Requests without a callback can be made to work synchronously and return
the result when running in a Fiber. For these type of requests, it is
possible to set a timeout of how long to wait for a single or multiple
responses.

NATS.start {

  NATS.subscribe('help') do |msg, reply|
    puts "[Received]: <<- #{msg}"
    NATS.publish(reply, "I'll help! - #{msg}")
  end

  NATS.subscribe('slow') do |msg, reply|
    puts "[Received]: <<- #{msg}"
    EM.add_timer(1) { NATS.publish(reply, "I'll help! - #{msg}") }
  end

  10.times do |n|
    NATS.subscribe('hi') do |msg, reply|
      NATS.publish(reply, "Hello World! - id:#{n}")
    end
  end

  Fiber.new do
    # Requests work synchronously within the same Fiber
    # returning the message when done.
    response = NATS.request('help', 'foo')
    puts "[Response]: ->> '#{response}'"

    # Specifying a custom timeout to give up waiting for
    # a response.
    response = NATS.request('slow', 'bar', timeout: 2)
    if response.nil?
      puts "No response after 2 seconds..."
    else
      puts "[Response]: ->> '#{response}'"
    end

    # Can gather multiple responses with the same request
    # which will then return a collection with the responses
    # that were received before the timeout.
    responses = NATS.request('hi', 'quux', max: 10, timeout: 1)
    responses.each_with_index do |response, i|
      puts "[Response# #{i}]: ->> '#{response}'"
    end
    
    # If no replies then an empty collection is returned.
    responses = NATS.request('nowhere', '', max: 10, timeout: 2)
    if responses.any?
      puts "Got #{responses.count} responses"
    else
      puts "No response after 2 seconds..."
    end

    NATS.stop
  end.resume

  # Multiple fibers can make requests concurrently
  # under the same Eventmachine loop.
  Fiber.new do
    10.times do |n|
      response = NATS.request('help', "help.#{n}")
      puts "[Response]: ->> '#{response}'"
    end
  end.resume
}

New Authentication (Nkeys and User Credentials)

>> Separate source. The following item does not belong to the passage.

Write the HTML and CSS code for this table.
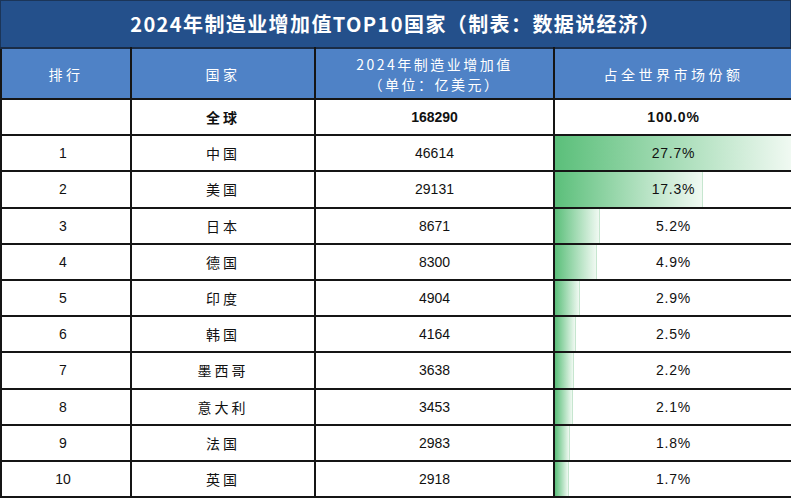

This requires server with version >= 2.0.0

NATS servers have a new security and authentication mechanism to authenticate with user credentials and NKEYS. A single file containing the JWT and NKEYS to authenticate against a NATS v2 server can be set with the user_credentials option:

require 'nats/client'

NATS.start("tls://connect.ngs.global", user_credentials: "/path/to/creds") do |nc|
  nc.subscribe("hello") do |msg|
    puts "[Received] #{msg}"
  end
  nc.publish('hello', 'world')
end

This will create two callback handlers to present the user JWT and sign the nonce challenge from the server. The core client library never has direct access to your private key and simply performs the callback for signing the server challenge. The library will load and wipe and clear the objects it uses for each connect or reconnect.

Bare NKEYS are also supported. The nkey seed should be in a read only file, e.g. seed.txt.

> cat seed.txt
# This is my seed nkey!
SUAGMJH5XLGZKQQWAWKRZJIGMOU4HPFUYLXJMXOO5NLFEO2OOQJ5LPRDPM

Then in the client specify the path to the seed using the nkeys_seed option:

require 'nats/client'

NATS.start("tls://connect.ngs.global", nkeys_seed: "path/to/seed.txt") do |nc|
  nc.subscribe("hello") do |msg|
    puts "[Received] #{msg}"
  end
  nc.publish('hello', 'world')
end

License

Unless otherwise noted, the NATS source files are distributed under
the Apache Version 2.0 license found in the LICENSE file.